• **Exercise prompt**: Determine the number of lines holding the word "styles"; answer with that number only.

+ + + + + + +

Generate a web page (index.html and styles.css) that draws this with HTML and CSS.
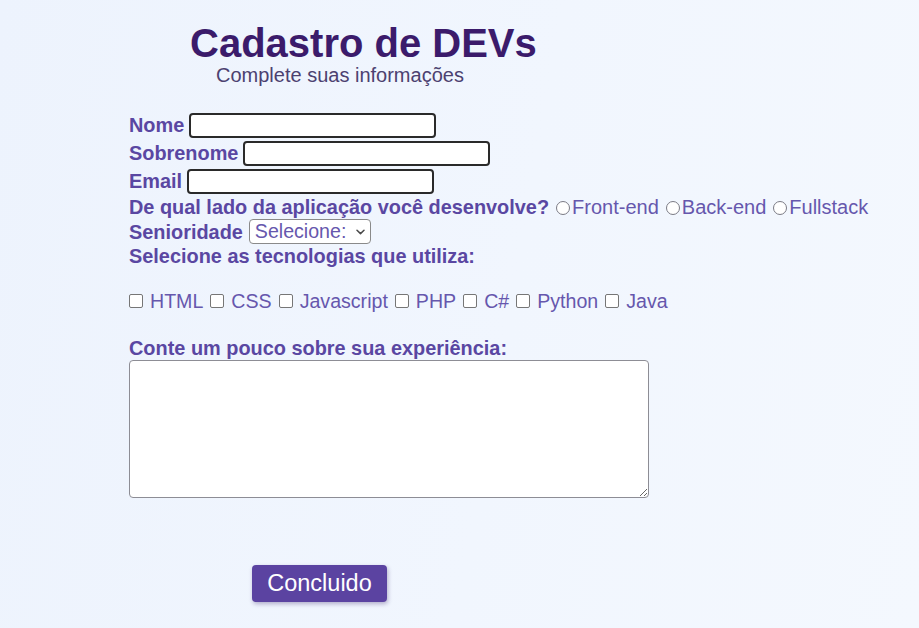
FILE: index.html
```html
<!DOCTYPE html>
<html lang="pt-BR">
<head>
<meta charset="utf-8">
<title>Cadastro de DEVs</title>
<link rel="stylesheet" href="styles.css">
</head>
<body>
<main class="page">
  <header class="header">
    <h1 class="title">Cadastro de DEVs</h1>
    <p class="subtitle">Complete suas informações</p>
  </header>
  <form class="form">
    <div class="row row-input">
      <label class="label" for="nome">Nome</label>
      <input class="text" id="nome" type="text">
    </div>
    <div class="row row-input">
      <label class="label" for="sobrenome">Sobrenome</label>
      <input class="text" id="sobrenome" type="text">
    </div>
    <div class="row row-input">
      <label class="label" for="email">Email</label>
      <input class="text" id="email" type="email">
    </div>
    <div class="row row-line">
      <span class="label">De qual lado da aplicação você desenvolve?</span>
      <label class="opt opt-radio"><input class="radio" type="radio" name="lado">Front-end</label>
      <label class="opt opt-radio"><input class="radio" type="radio" name="lado">Back-end</label>
      <label class="opt opt-radio"><input class="radio" type="radio" name="lado">Fullstack</label>
    </div>
    <div class="row row-select">
      <label class="label" for="sen">Senioridade</label>
      <span class="select-wrap">
        <select class="select" id="sen">
          <option>Selecione:</option>
          <option>Júnior</option>
          <option>Pleno</option>
          <option>Sênior</option>
        </select>
        <svg class="chev" width="9" height="6" viewBox="0 0 9 6"><path d="M1 1.2 L4.5 4.6 L8 1.2" fill="none" stroke="#4a4a4a" stroke-width="1.5" stroke-linecap="round" stroke-linejoin="round"/></svg>
      </span>
    </div>
    <div class="row row-line">
      <span class="label">Selecione as tecnologias que utiliza:</span>
    </div>
    <div class="row row-line row-checks">
      <label class="opt"><input class="check" type="checkbox">HTML</label>
      <label class="opt"><input class="check" type="checkbox">CSS</label>
      <label class="opt"><input class="check" type="checkbox">Javascript</label>
      <label class="opt"><input class="check" type="checkbox">PHP</label>
      <label class="opt"><input class="check" type="checkbox">C#</label>
      <label class="opt"><input class="check" type="checkbox">Python</label>
      <label class="opt"><input class="check" type="checkbox">Java</label>
    </div>
    <div class="row row-line row-exp">
      <label class="label" for="exp">Conte um pouco sobre sua experiência:</label>
    </div>
    <textarea class="area" id="exp"></textarea>
    <div class="actions">
      <button class="btn" type="button">Concluido</button>
    </div>
  </form>
</main>
</body>
</html>
```

FILE: styles.css
```css
* { box-sizing: border-box; }

html, body {
  margin: 0;
  padding: 0;
}

body {
  background: linear-gradient(100deg, #edf3fd 0%, #f1f6fe 55%, #f4f8fe 100%);
  font-family: "Liberation Sans", Arial, sans-serif;
  min-height: 628px;
}

.page {
  padding: 23px 0 0 129px;
}

.header {
  display: flex;
  flex-direction: column;
}

.title {
  margin: 0 0 0 61px;
  font-size: 40px;
  line-height: 40px;
  font-weight: bold;
  color: #3b1b6b;
}

.subtitle {
  margin: 2px 0 0 87px;
  font-size: 20px;
  line-height: 20px;
  color: #4c4170;
}

.form {
  display: flex;
  flex-direction: column;
  margin-top: 26px;
}

.row {
  display: flex;
  align-items: center;
  white-space: nowrap;
}

.row-input { height: 28px; }
.row-line { height: 24px; }
.row-select { height: 25px; }
.row-checks { margin-top: 21px; }
.row-exp { margin-top: 23px; }

.label {
  font-size: 19.9px;
  font-weight: bold;
  color: #5a47a2;
  line-height: 24px;
}

.text {
  margin-left: 5px;
  width: 247px;
  height: 25px;
  border: 2px solid #2a2a2a;
  border-radius: 4px;
  background: #fff;
  padding: 0 4px;
  font: inherit;
}

.opt {
  display: inline-flex;
  align-items: center;
  font-size: 19.6px;
  color: #6657ad;
  line-height: 24px;
  margin-right: 7px;
}

.opt-radio {
  margin-right: 0;
  font-size: 20px;
}

.radio {
  appearance: none;
  -webkit-appearance: none;
  width: 14px;
  height: 14px;
  margin: 1px 2px 0 7px;
  border: 1px solid #7b7b85;
  border-radius: 50%;
  background: #fff;
}

.check {
  appearance: none;
  -webkit-appearance: none;
  width: 14px;
  height: 14px;
  margin: 0 7px 0 0;
  border: 1px solid #767676;
  border-radius: 2px;
  background: #fff;
}

.select-wrap {
  position: relative;
  display: inline-flex;
  margin-left: 6px;
}

.select {
  appearance: none;
  -webkit-appearance: none;
  width: 122px;
  height: 25px;
  padding: 0 18px 0 5px;
  border: 1px solid #8a8a8a;
  border-radius: 4px;
  background: #fff;
  font-family: inherit;
  font-size: 19.6px;
  color: #6657ad;
  line-height: 23px;
}

.chev {
  position: absolute;
  right: 6px;
  top: 10px;
  pointer-events: none;
}

.area {
  width: 520px;
  height: 138px;
  border: 1px solid #8d8d95;
  border-radius: 4px;
  background: #fff;
  resize: both;
  font: inherit;
}

.actions {
  margin-top: 67px;
  padding-left: 123px;
}

.btn {
  width: 135px;
  height: 37px;
  border: none;
  border-radius: 4px;
  background: #5b43a1;
  color: #fff;
  font-family: inherit;
  font-size: 23.5px;
  box-shadow: 1px 2px 4px rgba(60, 40, 110, 0.35);
  padding: 0;
}
```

+ + + + + + +

• **Response to this exercise**: 3